Coming Home

I visited an old friend the other day.  I hadn’t planned to.  In fact, I had several other things I was supposed to be doing, but….it just happened.  She’s looking good, much better than when I last saw her.  She’s had a lot of professional help with her rehabilitation.  It won’t be long till she will be fit to be seen by the public.  I’m talking about the building where I worked for almost 20 years.

I dropped the wife off at the cancer clinic at the hospital for blood-work assessment.  Coming from a family rife with various types of cancer, she has been on a yearly testing schedule for bone cancer.  The steadily reducing warning counts of the past five years are now well back within normal range, and only need a family physician to monitor a yearly blood test.

While she was at the cancer clinic, for an unpredictable amount of time, I was supposed to drop off a package at our massage therapist/ osteopath, do a drop-off/pickup at the daughter’s, and stop at the optometrist and have a nose pad installed on my glasses.  I made the massage therapy delivery, and headed for the daughters place.  About halfway between the two, not too far off what laughably passes for a straight line in this city, was my old plant.

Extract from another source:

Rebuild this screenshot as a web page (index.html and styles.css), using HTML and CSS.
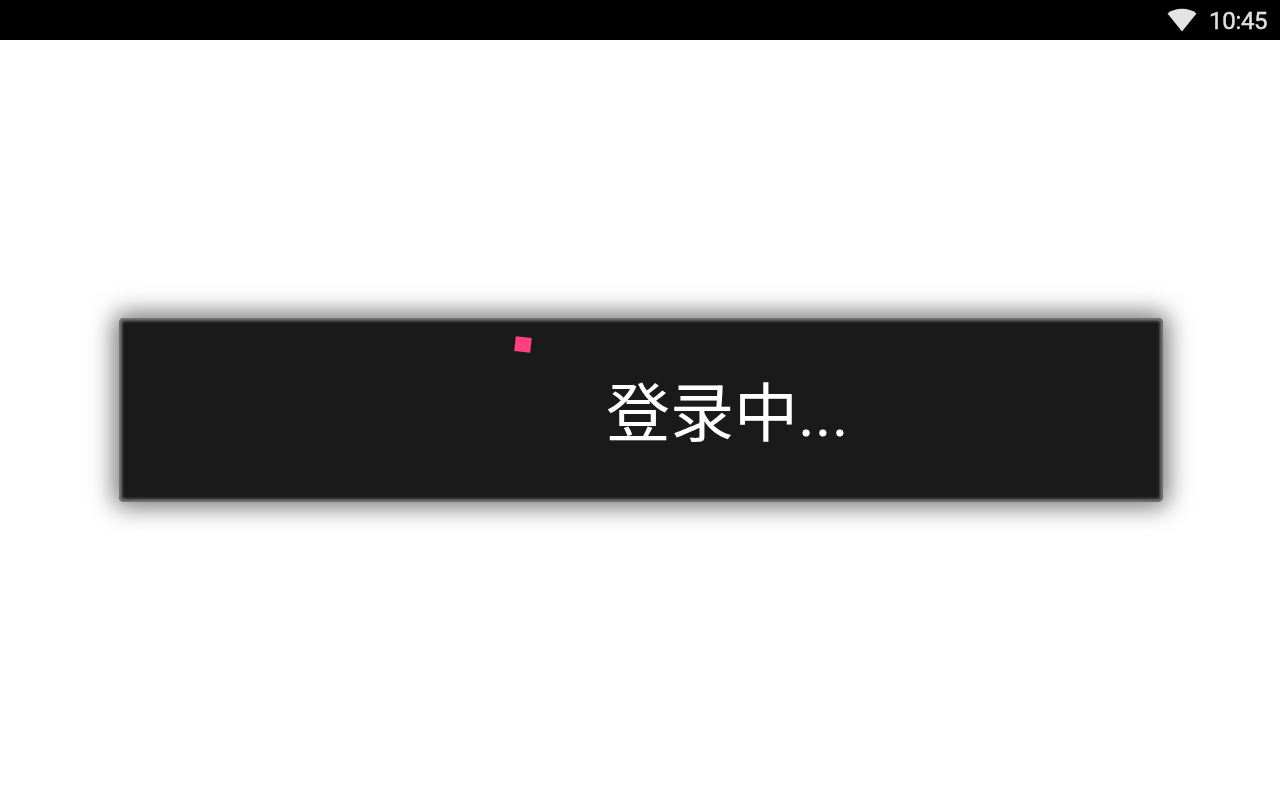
FILE: index.html
```html
<!DOCTYPE html>
<html lang="zh-CN">
<head>
<meta charset="utf-8">
<title>登录中</title>
<link rel="stylesheet" href="styles.css">
</head>
<body>
<div class="statusbar">
  <svg class="wifi" width="30" height="24" viewBox="0 0 30 24"><path d="M0.5 5.5C4.5 2.3 9.5 0.8 15 0.8S25.5 2.3 29.5 5.5L15 23.5Z"/></svg>
  <span class="clock">10:45</span>
</div>
<main class="screen">
  <div class="dialog">
    <div class="spinner"></div>
    <div class="message">登录中...</div>
  </div>
</main>
</body>
</html>
```
FILE: styles.css
```css
html, body {
  margin: 0;
  padding: 0;
  height: 100%;
  background: #fff;
  overflow: hidden;
}
body {
  display: flex;
  flex-direction: column;
}
.statusbar {
  flex: none;
  height: 40px;
  background: #000;
  display: flex;
  align-items: center;
  justify-content: flex-end;
  padding-right: 13px;
  gap: 12px;
}
.wifi {
  fill: #e4e4e4;
  margin-top: -1px;
}
.clock {
  font: 400 24px/40px Roboto, sans-serif;
  -webkit-text-stroke: 0.4px #e0e0e0;
  letter-spacing: -0.3px;
  color: #e0e0e0;
  margin-top: 2px;
  will-change: transform;
}
.screen {
  flex: 1;
  display: flex;
  justify-content: flex-start;
  align-items: flex-start;
  padding-top: 278px;
  padding-left: 119px;
}
.dialog {
  position: relative;
  box-sizing: border-box;
  width: 1044px;
  height: 184px;
  background: #1a1a1a;
  border-radius: 5px;
  box-shadow: 0 0 24px 5px rgba(0, 0, 0, 0.55), inset 0 0 3px 3px rgba(140, 140, 140, 0.8);
  display: flex;
  align-items: center;
  padding-left: 487px;
  padding-top: 10px;
}
.spinner {
  position: absolute;
  left: 396px;
  top: 19px;
  width: 16px;
  height: 15px;
  background: #ff4081;
  transform: rotate(6deg);
}
.message {
  font: 400 64px/1 Roboto, "Noto Sans CJK SC", sans-serif;
  color: #fff;
  white-space: nowrap;
}
```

It’s been bought by a company in Toronto and is undergoing what’s known as *urban densification*.  Just outside the actual downtown area, on the main street, it sits across the road from new School of Optometry and School of Pharmacy buildings of the community college.  It’s being cleaned and subdivided to provide office space.  Already, a large engineering firm has committed to a big chunk.  Google had leased space in a reconditioned tannery building two blocks away, but after only a year, finds it needs more room, and is ready to move in as soon as reconstruction is complete.

I thought, I’d like to drive past and just have a look at the front, to see what changes had been wrought.  Well, if I’m this close, I’ll pull through the parking lot across the street for a better view….if I’m in the lot, I might as well park the car and get out for a better look….if I’m out of the car, I might as well walk across the street and see if I can step inside.  If I’m inside, I might as well get arrested for trespass.

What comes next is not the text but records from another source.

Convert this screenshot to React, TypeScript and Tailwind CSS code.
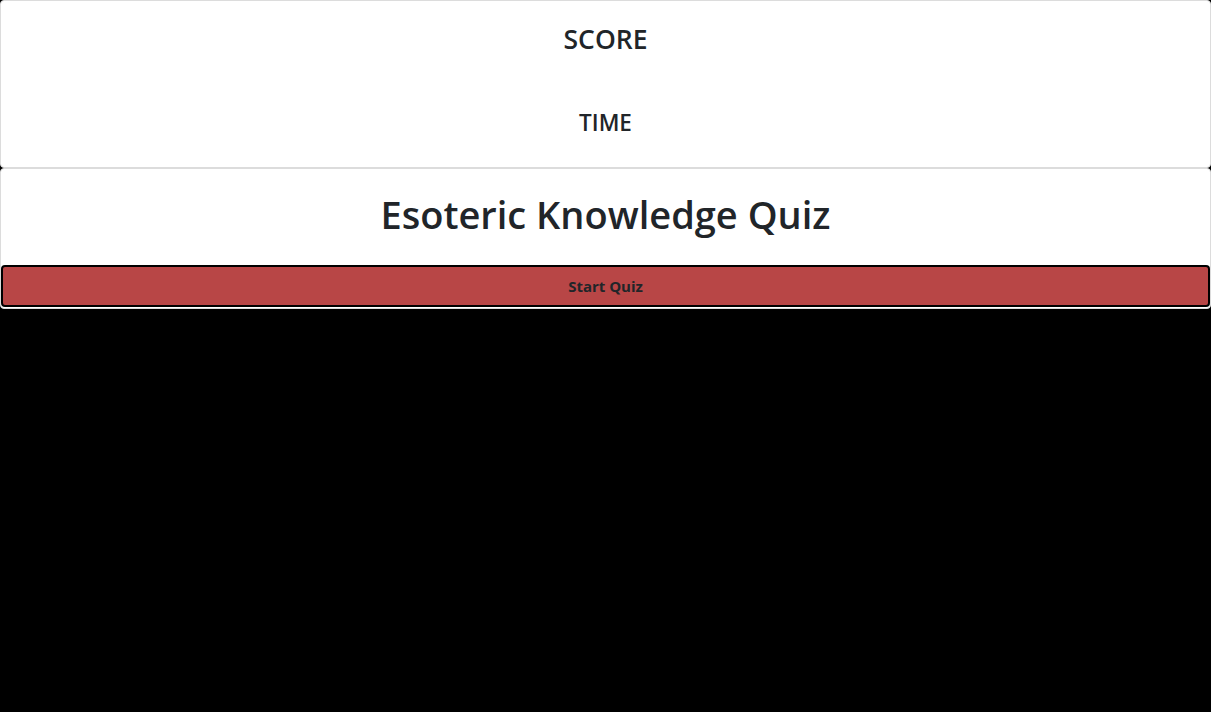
export default function App() {
  return (
    <div
      className="min-h-[712px] w-full bg-black text-[#212529]"
      style={{ fontFamily: '"Open Sans", "Noto Sans", sans-serif' }}
    >
      <div className="flex h-[168px] flex-col items-center rounded-[4px] border border-[#dcdcdc] bg-white">
        <h3 className="mt-[18px] text-[26.5px] font-semibold leading-[40px]">SCORE</h3>
        <h4 className="mt-[46px] text-[22.5px] font-semibold leading-[36px]">TIME</h4>
      </div>
      <div className="flex h-[141px] flex-col rounded-[4px] border border-[#dcdcdc] bg-white">
        <h1 className="mt-[21px] text-center text-[38px] font-semibold leading-[48px]">
          Esoteric Knowledge Quiz
        </h1>
        <button className="mt-[27px] h-[42px] w-full rounded-[4px] border-2 border-black bg-[#b84646] text-[15px] font-bold text-[#212529]">
          Start Quiz
        </button>
      </div>
    </div>
  );
}
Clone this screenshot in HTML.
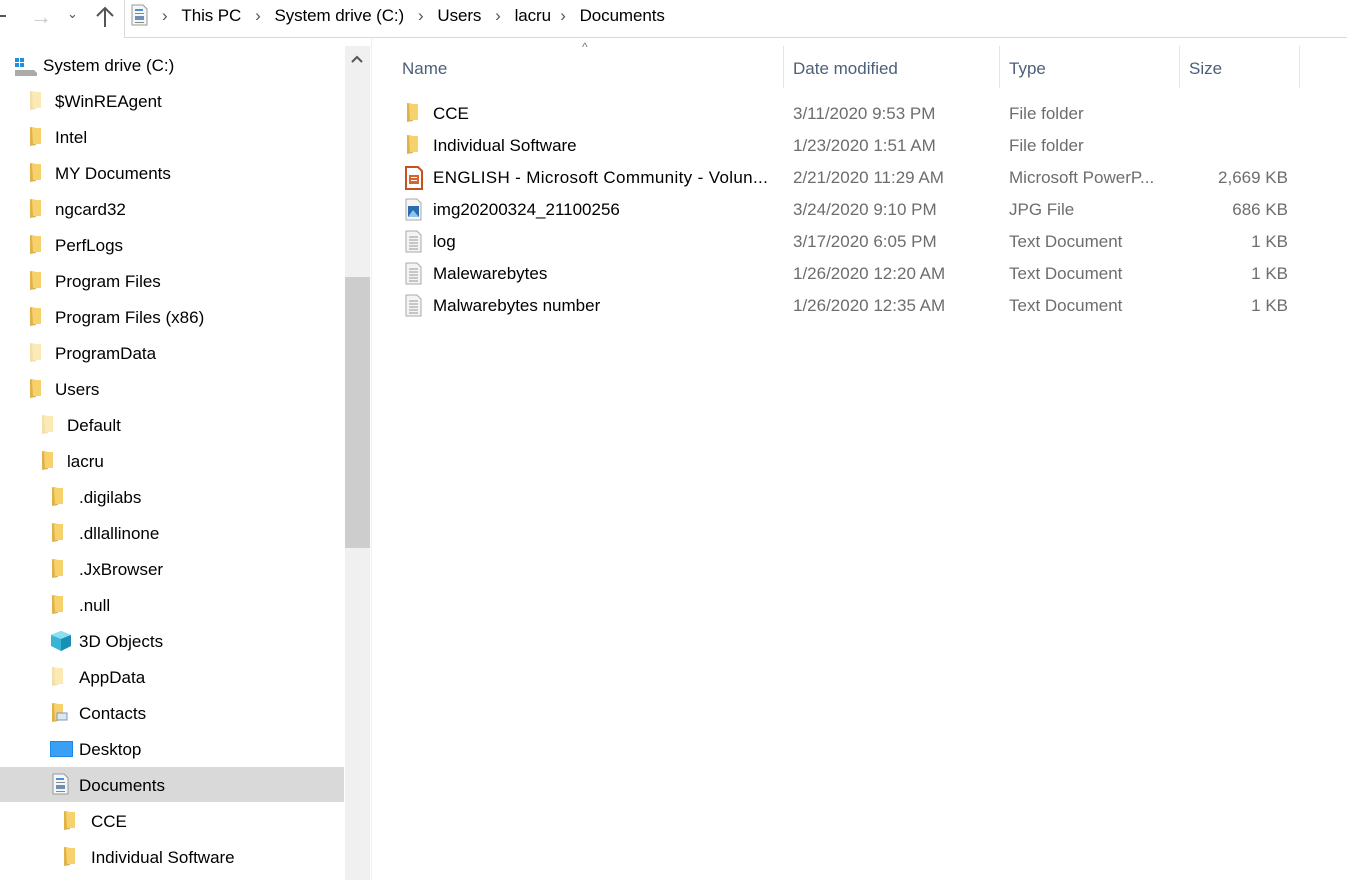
<!DOCTYPE html>
<html><head><meta charset="utf-8"><style>
*{margin:0;padding:0;box-sizing:border-box}
body{width:1347px;height:880px;background:#fff;font-family:"Liberation Sans",sans-serif;font-size:17px;color:#000;position:relative;overflow:hidden}
.a{position:absolute;white-space:nowrap}
.addr{position:absolute;left:124px;top:-1px;width:1230px;height:39px;border:1px solid #d9d9d9}
.nav{position:absolute;left:0;top:47px;width:345px}
.r{position:absolute;height:36px;line-height:37px;white-space:nowrap}
.sb{position:absolute;left:345px;top:46px;width:25px;height:834px;background:#f0f0f0}
.th{position:absolute;left:345px;top:277px;width:25px;height:271px;background:#cdcdcd}
.hd{color:#4c607a;top:59px}
.sep{position:absolute;top:46px;width:1px;height:42px;background:#e5e5e5}
.g{color:#6d6d6d}
</style></head><body>
<div class="a" style="left:0;top:15px;width:6px;height:2px;background:#555"></div>
<div class="a" style="left:30px;top:4px;color:#c8c8c8;font-size:22px">→</div>
<div class="a" style="left:67px;top:6px;color:#555;font-size:13px">⌄</div>
<svg class="a" style="left:95px;top:6px" width="20" height="22"><path d="M10 2V21M2 10L10 2L18 10" stroke="#555" stroke-width="2" fill="none"/></svg>
<div class="addr"></div>
<svg class="a" style="left:131px;top:4px" width="17" height="22"><path d="M1 1H12L16 5V21H1Z" fill="#f4f6f8" stroke="#999"/><rect x="4" y="5" width="8" height="2" fill="#4a90d9"/><rect x="4" y="9" width="9" height="1" fill="#888"/><rect x="4" y="12" width="9" height="4" fill="#6d8fb3"/><rect x="4" y="18" width="9" height="1" fill="#888"/></svg>
<div class="a" style="left:162px;top:7px;line-height:18px;letter-spacing:-0.1px">
<span style="color:#555">›</span>&nbsp;&nbsp;&nbsp;This PC&nbsp;&nbsp;&nbsp;<span style="color:#555">›</span>&nbsp;&nbsp;&nbsp;System drive (C:)&nbsp;&nbsp;&nbsp;<span style="color:#555">›</span>&nbsp;&nbsp;&nbsp;Users&nbsp;&nbsp;&nbsp;<span style="color:#555">›</span>&nbsp;&nbsp;&nbsp;lacru&nbsp;&nbsp;<span style="color:#555">›</span>&nbsp;&nbsp;&nbsp;Documents</div>

<div class="sb"></div><div class="th"></div>
<svg class="a" style="left:350px;top:54px" width="14" height="10"><path d="M2 8L7 3L12 8" stroke="#555" stroke-width="2" fill="none"/></svg>
<div class="a" style="left:371px;top:38px;width:1px;height:842px;background:#f0f0f0"></div>

<div class="nav">
<svg class="r" style="left:14px;top:10px;height:20px" width="24" height="20"><rect x="1" y="1" width="4" height="4" fill="#1e90e0"/><rect x="6" y="1" width="4" height="4" fill="#1e90e0"/><rect x="1" y="6" width="4" height="4" fill="#1e90e0"/><rect x="6" y="6" width="4" height="4" fill="#1e90e0"/><path d="M1 13H20L23 16V19H1Z" fill="#aaa"/></svg>
<div class="r" style="left:43px;top:0">System drive (C:)</div>
</div>
<div id="n"></div>
<script>
var items=[["$WinREAgent",1,"p"],["Intel",1],["MY Documents",1],["ngcard32",1],["PerfLogs",1],["Program Files",1],["Program Files (x86)",1],["ProgramData",1,"p"],["Users",1],["Default",2,"p"],["lacru",2],[".digilabs",3],[".dllallinone",3],[".JxBrowser",3],[".null",3],["3D Objects",3,"3d"],["AppData",3,"p"],["Contacts",3,"c"],["Desktop",3,"d"],["Documents",3,"doc"],["CCE",4],["Individual Software",4]];
var ix=[14,30,42,52,64],tx=[43,55,67,79,91];var h="";
items.forEach(function(it,i){var y=47+36*(i+1);var L=it[1];var k=it[2]||"f";
if(k=="doc")h+='<div class="a" style="left:0;top:'+(y)+'px;width:344px;height:35px;background:#d9d9d9"></div>';
var ic="";
if(k=="f"||k=="p"||k=="c"){var c=k=="p"?"#fbeab5":"#f7d16b";ic='<svg class="a" style="left:'+(ix[L]-2)+'px;top:'+(y+7)+'px" width="18" height="22"><path d="M2 1L8 2V19L2 20Z" fill="'+(k=="p"?"#f3e0a8":"#e0b24a")+'"/><path d="M4 2H13V18H5Z" fill="'+c+'"/>'+(k=="c"?'<rect x="7" y="11" width="10" height="7" fill="#dbe6f2" stroke="#7a9bbf"/>':'')+'</svg>';}
else if(k=="3d")ic='<svg class="a" style="left:'+(ix[L]-2)+'px;top:'+(y+7)+'px" width="22" height="22"><path d="M11 1L21 5V16L11 21L1 16V5Z" fill="#36b5d6"/><path d="M1 5L11 9L21 5L11 1Z" fill="#8be0f0"/><path d="M11 9V21L21 16V5Z" fill="#1a8fb4"/></svg>';
else if(k=="d")ic='<svg class="a" style="left:'+(ix[L]-2)+'px;top:'+(y+10)+'px" width="24" height="18"><rect x="0" y="0" width="23" height="16" fill="#1e88e5"/><rect x="1" y="1" width="21" height="14" fill="#3aa0f5"/></svg>';
else ic='<svg class="a" style="left:'+(ix[L])+'px;top:'+(y+6)+'px" width="17" height="22"><path d="M1 1H12L16 5V21H1Z" fill="#f4f6f8" stroke="#999"/><rect x="4" y="5" width="8" height="2" fill="#4a90d9"/><rect x="4" y="9" width="9" height="1" fill="#888"/><rect x="4" y="12" width="9" height="4" fill="#6d8fb3"/><rect x="4" y="18" width="9" height="1" fill="#888"/></svg>';
h+=ic+'<div class="r" style="left:'+tx[L]+'px;top:'+y+'px">'+it[0]+'</div>';});
document.getElementById("n").innerHTML=h;
</script>

<div class="a" style="left:582px;top:40px;color:#777;font-size:12px">^</div>
<div class="a hd" style="left:402px">Name</div>
<div class="a hd" style="left:793px">Date modified</div>
<div class="a hd" style="left:1009px">Type</div>
<div class="a hd" style="left:1189px">Size</div>
<div class="sep" style="left:783px"></div><div class="sep" style="left:999px"></div><div class="sep" style="left:1179px"></div><div class="sep" style="left:1299px"></div>
<div id="f"></div>
<script>
var rows=[["CCE","3/11/2020 9:53 PM","File folder","","f"],["Individual Software","1/23/2020 1:51 AM","File folder","","f"],["ENGLISH - Microsoft Community - Volun...","2/21/2020 11:29 AM","Microsoft PowerP...","2,669 KB","pp"],["img20200324_21100256","3/24/2020 9:10 PM","JPG File","686 KB","img"],["log","3/17/2020 6:05 PM","Text Document","1 KB","t"],["Malewarebytes","1/26/2020 12:20 AM","Text Document","1 KB","t"],["Malwarebytes number","1/26/2020 12:35 AM","Text Document","1 KB","t"]];
var h="";rows.forEach(function(r,i){var y=104+32*i;var ic;
if(r[4]=="f")ic='<svg class="a" style="left:405px;top:'+(y-2)+'px" width="18" height="22"><path d="M2 1L8 2V19L2 20Z" fill="#e0b24a"/><path d="M4 2H13V18H5Z" fill="#f7d16b"/></svg>';
else if(r[4]=="pp")ic='<svg class="a" style="left:405px;top:'+(y-2)+'px" width="18" height="24"><path d="M1 1H13L17 5V23H1Z" fill="#fff" stroke="#c8501e" stroke-width="2"/><rect x="4" y="9" width="10" height="9" fill="#d8642c"/><rect x="6" y="11" width="6" height="1" fill="#fff"/><rect x="6" y="14" width="6" height="1" fill="#fff"/></svg>';
else if(r[4]=="img")ic='<svg class="a" style="left:405px;top:'+(y-2)+'px" width="18" height="24"><path d="M1 1H12L16 5V22H1Z" fill="#f4f4f4" stroke="#aaa"/><rect x="3" y="8" width="11" height="11" fill="#2a6bb0"/><path d="M3 19L8 12L14 19Z" fill="#8cc4f0"/></svg>';
else ic='<svg class="a" style="left:405px;top:'+(y-2)+'px" width="18" height="24"><path d="M1 1H12L16 5V22H1Z" fill="#f4f4f4" stroke="#aaa"/><path d="M4 7H13M4 10H13M4 13H13M4 16H13M4 19H13" stroke="#999"/></svg>';
h+=ic+'<div class="a" style="left:433px;top:'+y+'px;'+(r[4]=="pp"?'letter-spacing:0.35px':'')+'">'+r[0]+'</div><div class="a g" style="left:793px;top:'+y+'px">'+r[1]+'</div><div class="a g" style="left:1009px;top:'+y+'px">'+r[2]+'</div><div class="a g" style="right:59px;top:'+y+'px">'+r[3]+'</div>';});
document.getElementById("f").innerHTML=h;
</script>
</body></html>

It’s amazing how alike, and yet how completely different the old girl looks.  I speak of *a plant*, but it is actually a coalescence of thirteen brick buildings, the newest with concrete floor heights that don’t match all the wooden floors of the others.  We used to have to go down one elevator, across the loading dock, and back up a different elevator, to get loads from one sector to another.  The oldest building has a 1906 cornerstone, while the newest(?), is dated 1956.

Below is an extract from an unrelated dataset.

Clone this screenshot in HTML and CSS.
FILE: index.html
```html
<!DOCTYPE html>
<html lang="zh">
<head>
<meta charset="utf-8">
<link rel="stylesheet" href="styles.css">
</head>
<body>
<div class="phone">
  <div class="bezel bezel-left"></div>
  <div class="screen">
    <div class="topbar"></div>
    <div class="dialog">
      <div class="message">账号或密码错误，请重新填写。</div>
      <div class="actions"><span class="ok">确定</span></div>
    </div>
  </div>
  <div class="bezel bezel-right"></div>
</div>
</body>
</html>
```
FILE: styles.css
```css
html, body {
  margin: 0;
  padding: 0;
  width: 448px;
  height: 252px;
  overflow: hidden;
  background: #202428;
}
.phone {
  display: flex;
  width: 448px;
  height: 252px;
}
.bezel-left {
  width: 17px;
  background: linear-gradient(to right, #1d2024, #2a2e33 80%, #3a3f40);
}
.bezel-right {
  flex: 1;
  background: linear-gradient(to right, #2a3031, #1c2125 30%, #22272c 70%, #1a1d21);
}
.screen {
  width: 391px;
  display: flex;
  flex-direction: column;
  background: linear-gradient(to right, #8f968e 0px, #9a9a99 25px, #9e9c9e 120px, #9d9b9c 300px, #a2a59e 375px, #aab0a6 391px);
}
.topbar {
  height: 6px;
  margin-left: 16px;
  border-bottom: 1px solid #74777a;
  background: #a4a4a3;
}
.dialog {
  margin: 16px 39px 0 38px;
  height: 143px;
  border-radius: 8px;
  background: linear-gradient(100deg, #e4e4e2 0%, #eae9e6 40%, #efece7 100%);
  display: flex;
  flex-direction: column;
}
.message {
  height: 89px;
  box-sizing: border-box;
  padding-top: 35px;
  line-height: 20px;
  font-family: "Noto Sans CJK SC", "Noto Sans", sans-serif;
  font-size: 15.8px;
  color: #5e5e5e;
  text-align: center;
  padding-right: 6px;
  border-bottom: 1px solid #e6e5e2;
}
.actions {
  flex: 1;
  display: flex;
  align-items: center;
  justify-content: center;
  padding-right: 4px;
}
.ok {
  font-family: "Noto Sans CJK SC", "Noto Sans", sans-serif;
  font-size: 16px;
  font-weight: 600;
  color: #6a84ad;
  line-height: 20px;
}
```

The section which used to supply 35,000 volts of electrical power is not needed, and has been torn out and replaced with a garden and fountain area, in front of a new, recessed, glassed-in entrance.  I walked up and tried the door.  It was unlocked.  I walked in and began orienting myself.  The old shipping elevator has been removed, and the shaft is an open-core stairway.  Two new hydraulic passenger elevators have been installed back near the new doors.

A workman wandered near, but I’m not worried about workmen.  They’re not paid to make executive decisions if I look like I know what I’m doing.  “Can I help you?”  Oh damn.  It turns out to be the job foreman.  I admit I’m just looking around because I worked here for 20 years.  It turns out I’m not the only one.  He’s had five or six guys here already.  I expected to get kicked out, but this guy is so proud of what he’s done, he gave me a mini-tour.

The black paint has been scraped off the ceilings.  Pipes have been scoured and repainted.  The inside brick has been sandblasted.  The dust and cobwebs of a hundred years have been cleaned away.  Cracked support beams have been replaced by solid new, B.C. Douglas fir.  Decrepit wooden floors have been overlaid with thin Styrofoam, and then a thin coat of self-leveling concrete poured on top.  On the third floor, where we had large plywood plugs in holes in the wall for machine insertion, is now floor-to-ceiling glass-wall for an office-worker view of downtown.

The single largest item of rehab was the windows.  498 rotten, dried-out wooden frames with broken or cracked glass, some repaired with opaque, colored Plexiglas, have been torn out.  They have all been replaced with aluminum-framed, state-of-the-art, argon-filled, double thermo-pane assemblies.  The only reason we didn’t freeze on frigid winter days, was the fact that we worked with hot vinyl parts.  In the mill-room where it was compounded, the thermometer read 90 F….in February.

I very much appreciated this man taking the time to let me revisit an old friend, and I thanked him profusely.  It’s still a bit of a heartbreaker to lose a job and get kicked out of a long-term workplace, but it’s nice to know that the old girl is getting a much-needed facelift, and will survive to provide a whole new generation with a place to accomplish productive deeds.